# Written task
Among the lines of this listing, determine how many contain the string "index". Answer with the number only.
+===+
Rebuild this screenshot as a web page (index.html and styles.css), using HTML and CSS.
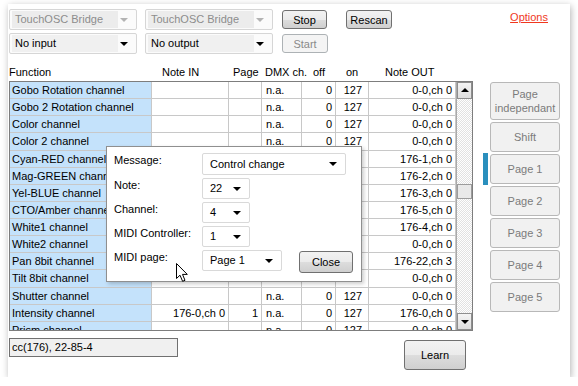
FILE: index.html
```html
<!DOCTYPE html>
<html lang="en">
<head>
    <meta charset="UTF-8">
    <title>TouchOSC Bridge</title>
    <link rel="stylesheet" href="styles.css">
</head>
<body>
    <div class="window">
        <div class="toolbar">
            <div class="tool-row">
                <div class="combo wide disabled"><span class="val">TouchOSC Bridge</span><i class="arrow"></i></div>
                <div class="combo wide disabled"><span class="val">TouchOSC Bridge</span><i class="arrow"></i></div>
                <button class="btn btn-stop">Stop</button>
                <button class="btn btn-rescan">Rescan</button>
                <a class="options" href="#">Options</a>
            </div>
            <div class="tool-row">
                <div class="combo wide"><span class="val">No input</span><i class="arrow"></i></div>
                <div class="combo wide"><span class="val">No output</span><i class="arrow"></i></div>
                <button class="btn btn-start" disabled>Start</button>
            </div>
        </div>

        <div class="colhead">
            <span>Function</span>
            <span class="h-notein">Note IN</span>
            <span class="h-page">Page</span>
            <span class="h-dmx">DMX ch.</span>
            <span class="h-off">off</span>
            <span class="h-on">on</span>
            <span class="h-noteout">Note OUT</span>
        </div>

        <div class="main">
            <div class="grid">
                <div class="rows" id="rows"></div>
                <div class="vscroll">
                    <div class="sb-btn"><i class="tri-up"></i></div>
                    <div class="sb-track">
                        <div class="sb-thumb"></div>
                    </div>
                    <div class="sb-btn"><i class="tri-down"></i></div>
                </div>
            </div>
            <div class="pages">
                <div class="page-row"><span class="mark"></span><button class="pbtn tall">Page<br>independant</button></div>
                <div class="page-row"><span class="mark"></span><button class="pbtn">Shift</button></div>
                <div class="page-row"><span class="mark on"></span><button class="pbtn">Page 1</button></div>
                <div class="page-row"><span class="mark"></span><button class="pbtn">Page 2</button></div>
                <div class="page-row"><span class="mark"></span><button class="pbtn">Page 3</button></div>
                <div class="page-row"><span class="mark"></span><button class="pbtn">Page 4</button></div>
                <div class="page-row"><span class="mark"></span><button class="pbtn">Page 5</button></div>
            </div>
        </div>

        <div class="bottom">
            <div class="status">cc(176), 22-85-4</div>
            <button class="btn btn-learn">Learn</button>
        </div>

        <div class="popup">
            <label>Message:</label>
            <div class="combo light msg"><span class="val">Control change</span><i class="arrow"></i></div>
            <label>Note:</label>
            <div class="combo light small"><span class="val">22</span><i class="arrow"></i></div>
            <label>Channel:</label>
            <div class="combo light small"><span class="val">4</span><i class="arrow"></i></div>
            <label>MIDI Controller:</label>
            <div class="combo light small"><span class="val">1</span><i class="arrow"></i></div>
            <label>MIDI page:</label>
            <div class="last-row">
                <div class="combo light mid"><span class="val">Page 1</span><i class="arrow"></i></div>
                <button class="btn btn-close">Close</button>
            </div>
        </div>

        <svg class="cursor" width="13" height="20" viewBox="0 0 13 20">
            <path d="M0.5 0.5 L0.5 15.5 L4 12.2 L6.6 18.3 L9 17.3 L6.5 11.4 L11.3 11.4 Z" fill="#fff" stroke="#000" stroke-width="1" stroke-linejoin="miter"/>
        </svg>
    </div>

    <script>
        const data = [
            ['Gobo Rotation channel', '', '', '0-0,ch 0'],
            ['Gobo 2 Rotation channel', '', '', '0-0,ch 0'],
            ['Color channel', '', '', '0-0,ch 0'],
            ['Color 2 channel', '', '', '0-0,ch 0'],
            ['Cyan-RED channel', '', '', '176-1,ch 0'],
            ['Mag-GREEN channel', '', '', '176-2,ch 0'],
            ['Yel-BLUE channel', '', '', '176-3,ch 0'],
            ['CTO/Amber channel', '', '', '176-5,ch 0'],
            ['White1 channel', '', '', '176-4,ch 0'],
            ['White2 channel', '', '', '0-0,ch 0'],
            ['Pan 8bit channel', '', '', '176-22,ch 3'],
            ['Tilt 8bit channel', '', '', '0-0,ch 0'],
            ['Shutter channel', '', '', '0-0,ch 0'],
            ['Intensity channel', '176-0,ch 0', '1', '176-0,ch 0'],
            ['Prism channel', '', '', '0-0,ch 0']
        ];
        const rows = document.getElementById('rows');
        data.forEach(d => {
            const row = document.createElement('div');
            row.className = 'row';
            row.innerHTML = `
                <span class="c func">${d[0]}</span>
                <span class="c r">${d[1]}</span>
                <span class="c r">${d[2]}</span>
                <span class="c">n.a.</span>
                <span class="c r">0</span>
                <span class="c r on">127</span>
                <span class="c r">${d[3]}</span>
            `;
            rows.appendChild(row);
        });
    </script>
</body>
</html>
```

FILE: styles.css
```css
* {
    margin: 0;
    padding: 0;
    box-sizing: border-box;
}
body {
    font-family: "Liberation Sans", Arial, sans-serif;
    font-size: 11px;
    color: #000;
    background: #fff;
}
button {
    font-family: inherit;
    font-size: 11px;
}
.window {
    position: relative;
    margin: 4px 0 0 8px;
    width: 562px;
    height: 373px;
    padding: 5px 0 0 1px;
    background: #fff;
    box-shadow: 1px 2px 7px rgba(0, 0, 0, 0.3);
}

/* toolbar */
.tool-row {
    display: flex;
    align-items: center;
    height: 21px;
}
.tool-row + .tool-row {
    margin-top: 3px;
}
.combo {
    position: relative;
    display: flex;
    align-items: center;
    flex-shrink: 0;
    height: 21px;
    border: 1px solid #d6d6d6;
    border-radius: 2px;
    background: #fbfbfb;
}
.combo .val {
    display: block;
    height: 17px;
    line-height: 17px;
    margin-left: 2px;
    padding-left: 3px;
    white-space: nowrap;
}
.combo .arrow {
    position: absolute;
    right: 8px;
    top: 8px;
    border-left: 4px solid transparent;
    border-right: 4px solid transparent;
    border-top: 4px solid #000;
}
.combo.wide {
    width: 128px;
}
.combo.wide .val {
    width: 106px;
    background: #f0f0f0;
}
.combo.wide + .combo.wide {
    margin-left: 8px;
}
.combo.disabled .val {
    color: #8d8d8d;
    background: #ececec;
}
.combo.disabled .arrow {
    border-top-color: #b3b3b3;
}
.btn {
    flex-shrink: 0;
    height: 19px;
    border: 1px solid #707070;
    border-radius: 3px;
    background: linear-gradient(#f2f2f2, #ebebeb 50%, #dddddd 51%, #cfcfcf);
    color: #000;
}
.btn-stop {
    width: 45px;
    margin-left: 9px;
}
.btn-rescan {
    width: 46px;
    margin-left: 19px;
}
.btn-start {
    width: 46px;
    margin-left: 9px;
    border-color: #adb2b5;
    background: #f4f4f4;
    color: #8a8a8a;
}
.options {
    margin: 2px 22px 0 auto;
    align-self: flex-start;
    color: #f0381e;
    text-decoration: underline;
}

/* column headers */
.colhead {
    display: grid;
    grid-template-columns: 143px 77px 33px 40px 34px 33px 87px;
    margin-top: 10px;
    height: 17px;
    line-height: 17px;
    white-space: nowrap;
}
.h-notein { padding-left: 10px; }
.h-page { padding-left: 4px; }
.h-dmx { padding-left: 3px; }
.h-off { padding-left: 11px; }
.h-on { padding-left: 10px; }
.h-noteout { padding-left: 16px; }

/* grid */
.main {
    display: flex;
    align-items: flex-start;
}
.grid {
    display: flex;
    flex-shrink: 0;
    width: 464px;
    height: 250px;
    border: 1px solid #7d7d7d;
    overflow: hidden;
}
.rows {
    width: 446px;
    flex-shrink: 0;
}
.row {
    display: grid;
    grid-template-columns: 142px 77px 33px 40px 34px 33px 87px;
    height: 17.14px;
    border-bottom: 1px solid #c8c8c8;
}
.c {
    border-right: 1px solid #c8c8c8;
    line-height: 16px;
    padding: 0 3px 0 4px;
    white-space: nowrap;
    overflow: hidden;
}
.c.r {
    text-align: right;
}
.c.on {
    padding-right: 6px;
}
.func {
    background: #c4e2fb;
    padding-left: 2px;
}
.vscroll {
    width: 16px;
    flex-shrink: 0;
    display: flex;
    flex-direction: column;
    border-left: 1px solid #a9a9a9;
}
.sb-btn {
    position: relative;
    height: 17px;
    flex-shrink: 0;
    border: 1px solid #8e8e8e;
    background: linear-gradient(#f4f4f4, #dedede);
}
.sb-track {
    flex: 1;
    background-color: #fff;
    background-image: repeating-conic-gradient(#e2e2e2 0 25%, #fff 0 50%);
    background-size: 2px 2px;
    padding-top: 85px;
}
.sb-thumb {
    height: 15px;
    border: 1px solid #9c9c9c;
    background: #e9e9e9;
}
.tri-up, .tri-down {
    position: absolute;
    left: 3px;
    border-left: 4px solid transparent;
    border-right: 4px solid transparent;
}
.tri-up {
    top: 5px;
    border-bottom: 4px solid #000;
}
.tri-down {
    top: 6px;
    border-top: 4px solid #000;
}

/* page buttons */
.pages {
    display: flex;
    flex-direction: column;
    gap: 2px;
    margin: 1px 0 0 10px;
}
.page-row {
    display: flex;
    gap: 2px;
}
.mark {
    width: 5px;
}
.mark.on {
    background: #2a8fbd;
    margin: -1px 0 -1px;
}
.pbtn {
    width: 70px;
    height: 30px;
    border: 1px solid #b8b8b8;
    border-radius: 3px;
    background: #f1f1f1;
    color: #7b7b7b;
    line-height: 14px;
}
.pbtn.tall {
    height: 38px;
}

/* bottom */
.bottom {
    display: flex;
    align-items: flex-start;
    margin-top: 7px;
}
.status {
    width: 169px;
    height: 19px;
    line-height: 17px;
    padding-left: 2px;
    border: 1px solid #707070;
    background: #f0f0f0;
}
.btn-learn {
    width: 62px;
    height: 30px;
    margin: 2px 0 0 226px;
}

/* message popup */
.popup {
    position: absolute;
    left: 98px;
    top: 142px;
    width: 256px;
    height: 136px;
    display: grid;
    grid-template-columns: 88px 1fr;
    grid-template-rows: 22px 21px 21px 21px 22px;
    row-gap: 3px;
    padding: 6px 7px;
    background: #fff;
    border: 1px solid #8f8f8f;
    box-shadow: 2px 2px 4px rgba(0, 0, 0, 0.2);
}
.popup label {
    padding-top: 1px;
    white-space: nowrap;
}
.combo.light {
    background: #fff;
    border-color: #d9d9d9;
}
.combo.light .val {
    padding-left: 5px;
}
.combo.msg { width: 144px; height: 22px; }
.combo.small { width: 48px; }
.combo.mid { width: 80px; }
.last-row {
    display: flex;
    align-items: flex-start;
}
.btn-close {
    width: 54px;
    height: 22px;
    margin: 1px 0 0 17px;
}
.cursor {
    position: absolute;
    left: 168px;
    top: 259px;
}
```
+===+
# Result of this exercise
2